Public - Droit public général
26/02/2020
En participant à un assaut donné aux clôtures frontalières à Melilla, des ressortissants étrangers se mettent eux-mêmes en danger, se privant ainsi de voies légales existantes pour accéder de manière régulière au territoire espagnol, prévues par le code frontières Schengen.

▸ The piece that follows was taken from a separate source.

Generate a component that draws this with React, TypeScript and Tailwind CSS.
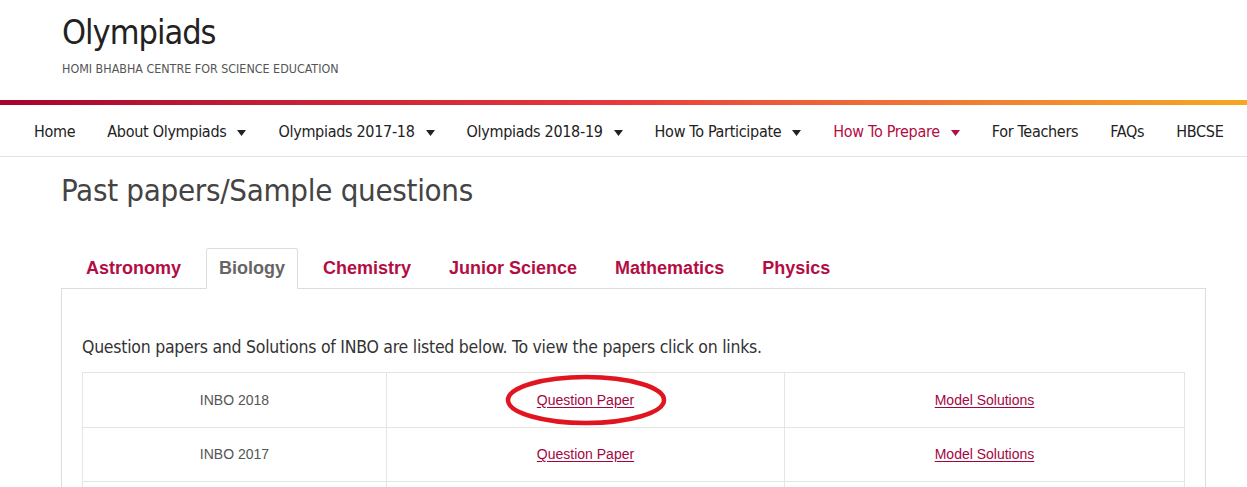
import React from 'react';

const dosis = "font-['DejaVu_Sans_Condensed','DejaVu_Sans',sans-serif]";
const arial = "font-['Liberation_Sans',Arial,sans-serif]";

const Caret = () => (
  <svg width="9" height="6" viewBox="0 0 9 6" className="ml-[11px] mt-[2px]">
    <path d="M0 0 H9 L4.5 6 Z" fill="currentColor" />
  </svg>
);

const navItems = [
  { label: 'Home' },
  { label: 'About Olympiads', caret: true },
  { label: 'Olympiads 2017-18', caret: true },
  { label: 'Olympiads 2018-19', caret: true },
  { label: 'How To Participate', caret: true },
  { label: 'How To Prepare', caret: true, active: true },
  { label: 'For Teachers' },
  { label: 'FAQs' },
  { label: 'HBCSE' },
];

const tabs = ['Astronomy', 'Biology', 'Chemistry', 'Junior Science', 'Mathematics', 'Physics'];

const rows = ['INBO 2018', 'INBO 2017', 'INBO 2016', 'INBO 2015'];

export default function App() {
  return (
    <div className="bg-white min-h-screen text-[#333]">
      {/* Site header */}
      <header className="pl-[62px] pt-[11px] h-[100px]">
        <h1 className={`${dosis} text-[34px] leading-[42px] tracking-[-1px] text-[#222]`}>
          Olympiads
        </h1>
        <p className={`${dosis} text-[12.4px] leading-[16px] text-[#555] mt-[8px]`}>
          HOMI BHABHA CENTRE FOR SCIENCE EDUCATION
        </p>
      </header>

      <div className="h-[5px] bg-linear-to-r from-[#a8002f] via-[#e8383c] to-[#f5a820]" />

      {/* Main navigation */}
      <nav className="h-[52px] border-b border-[#e3e3e3] flex items-center pl-[34px] pt-[3px] gap-[32px]">
        {navItems.map((item) => (
          <a
            key={item.label}
            href="#"
            className={`${dosis} flex items-center text-[16px] tracking-[-0.3px] ${
              item.active ? 'text-[#b30d43]' : 'text-[#222]'
            }`}
          >
            {item.label}
            {item.caret && <Caret />}
          </a>
        ))}
      </nav>

      <h2 className={`${dosis} pl-[61px] pt-[13px] text-[31px] leading-[40px] tracking-[-0.3px] text-[#444]`}>
        Past papers/Sample questions
      </h2>

      {/* Tabs */}
      <div className="mr-[41px] ml-[61px] mt-[38px]">
        <ul className="flex pl-[12px] gap-[12px]">
          {tabs.map((t) => {
            const active = t === 'Biology';
            return (
              <li
                key={t}
                className={`${arial} h-[41px] px-[12px] flex items-center text-[18px] font-bold -mb-px ${
                  active
                    ? 'text-[#666] border border-[#ddd] border-b-white bg-white rounded-t-[3px] relative z-10'
                    : 'text-[#b30d43] border border-transparent'
                }`}
              >
                {t}
              </li>
            );
          })}
        </ul>

        <div className="border border-[#ddd] px-[20px] pt-[46px] pb-[20px]">
          <p className={`${dosis} text-[17.5px] leading-[24px] tracking-[-0.25px] text-[#333] mb-[13px]`}>
            Question papers and Solutions of INBO are listed below. To view the papers click on links.
          </p>

          <div className="border border-[#e5e5e5]">
            {rows.map((r, i) => (
              <div
                key={r}
                className={`grid grid-cols-[303px_398px_1fr] h-[54px] ${arial} text-[14px] ${
                  i > 0 ? 'border-t border-[#e5e5e5]' : ''
                }`}
              >
                <div className="flex items-center justify-center text-[#555]">{r}</div>
                <div className="flex items-center justify-center border-l border-[#e5e5e5] relative">
                  <a href="#" className="text-[#a3063f] underline underline-offset-2">
                    Question Paper
                  </a>
                  {i === 0 && (
                    <svg
                      width="164"
                      height="52"
                      viewBox="0 0 164 52"
                      className="absolute left-1/2 top-1/2 -translate-x-1/2 -translate-y-1/2 pointer-events-none"
                    >
                      <ellipse cx="82" cy="26" rx="78" ry="23" fill="none" stroke="#e0151f" strokeWidth="4.5" />
                    </svg>
                  )}
                </div>
                <div className="flex items-center justify-center border-l border-[#e5e5e5]">
                  <a href="#" className="text-[#a3063f] underline underline-offset-2">
                    Model Solutions
                  </a>
                </div>
              </div>
            ))}
          </div>
        </div>
      </div>
    </div>
  );
}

Un ressortissant malien et un ressortissant ivoirien ayant fui leur pays respectif souhaitaient rejoindre l’Union européenne en passant par le Maroc. Ils se sont retrouvés dans un camp de migrants près de la ville de Melilla, enclave espagnole située sur la côte nord-africaine et entourée par le territoire marocain. Les requérants ont tenté de franchir la clôture extérieure pour entrer à Melilla à la faveur d’un mouvement de foule mais ont été interceptés par les agents de la Guardia Civil qui les ont reconduits en territoire marocain.
 
Les requérants font grief aux autorités espagnoles d’avoir fait l’objet d’une expulsion collective en violation de l’article 4 du Protocole n° 4 de la Convention sans procédure d’identification, assistance juridique ou recours à un interprète. Ils soutiennent également qu’ils ont été privés d’un droit à recours effectif (CEDH, art. 13).
 
La Cour européenne des droits de l’homme note que le droit espagnol proposait plusieurs solutions aux requérants pour entrer régulièrement sur le territoire national : demande de visa, de protection internationale, notamment au poste-frontière mais aussi auprès des représentations consulaires et diplomatiques espagnoles dans leurs pays d’origine respectifs ou dans les pays par lesquels ils avaient transité ou encore au Maroc. Ainsi, la Cour européenne relève que s’agissant du requérant originaire du Mali, un traité spécial a été conclu entre l’Espagne et le Mali offrant la possibilité additionnelle d’obtenir un visa de travail spécial. En outre, depuis le 1er septembre 2014, un bureau d’enregistrement des demandes d’asile ouvert vingt-quatre heures sur vingt-quatre a été créé au poste-frontière international de Beni-Enzar. Et la Haute juridiction européenne relève qu’il n’est pas contesté par les requérants qu’avant la mise en place de ce bureau spécial, les demandeurs d’asile avaient la possibilité d’être informés de leurs droits, d’avoir recours à un interprète et à un avocat spécialisé gratuitement. Ils pouvaient ensuite être conduits dans un centre ouvert où leurs besoins de base étaient pris en charge.
 
La Cour européenne des droits de l’homme considère donc que ce sont les requérants qui se sont mis eux-mêmes en danger en participant à l’assaut à Melilla qui leur a permis de passer en force alors qu’il existait des voies légales pour accéder régulièrement au territoire espagnol conformément aux dispositions du code frontières Schengen. Dans ces conditions, elle conclut qu’il n’y a pas eu de violation de l’article 4 du Protocole n° 4 car : « l’absence de décision individuelle d’éloignement peut être imputée au fait que, à supposer effectivement qu’ils aient voulu faire valoir des droits tirés de la Convention, les requérants n’ont pas utilisé les procédures d’entrée officielles existant à cet effet, et qu’elle est donc la conséquence de leur propre comportement ». Et, pour ces mêmes raisons, la Cour européenne refuse de tenir responsable l’Espagne de l’absence à Melilla d’une voie de recours légale contre la mesure de reconduite à la frontière marocaine. Les requérants n’ont pas utilisé des voies légales existantes et leur tentative d’entrée irrégulière en Espagne les a privés d’une voie de recours individuelle.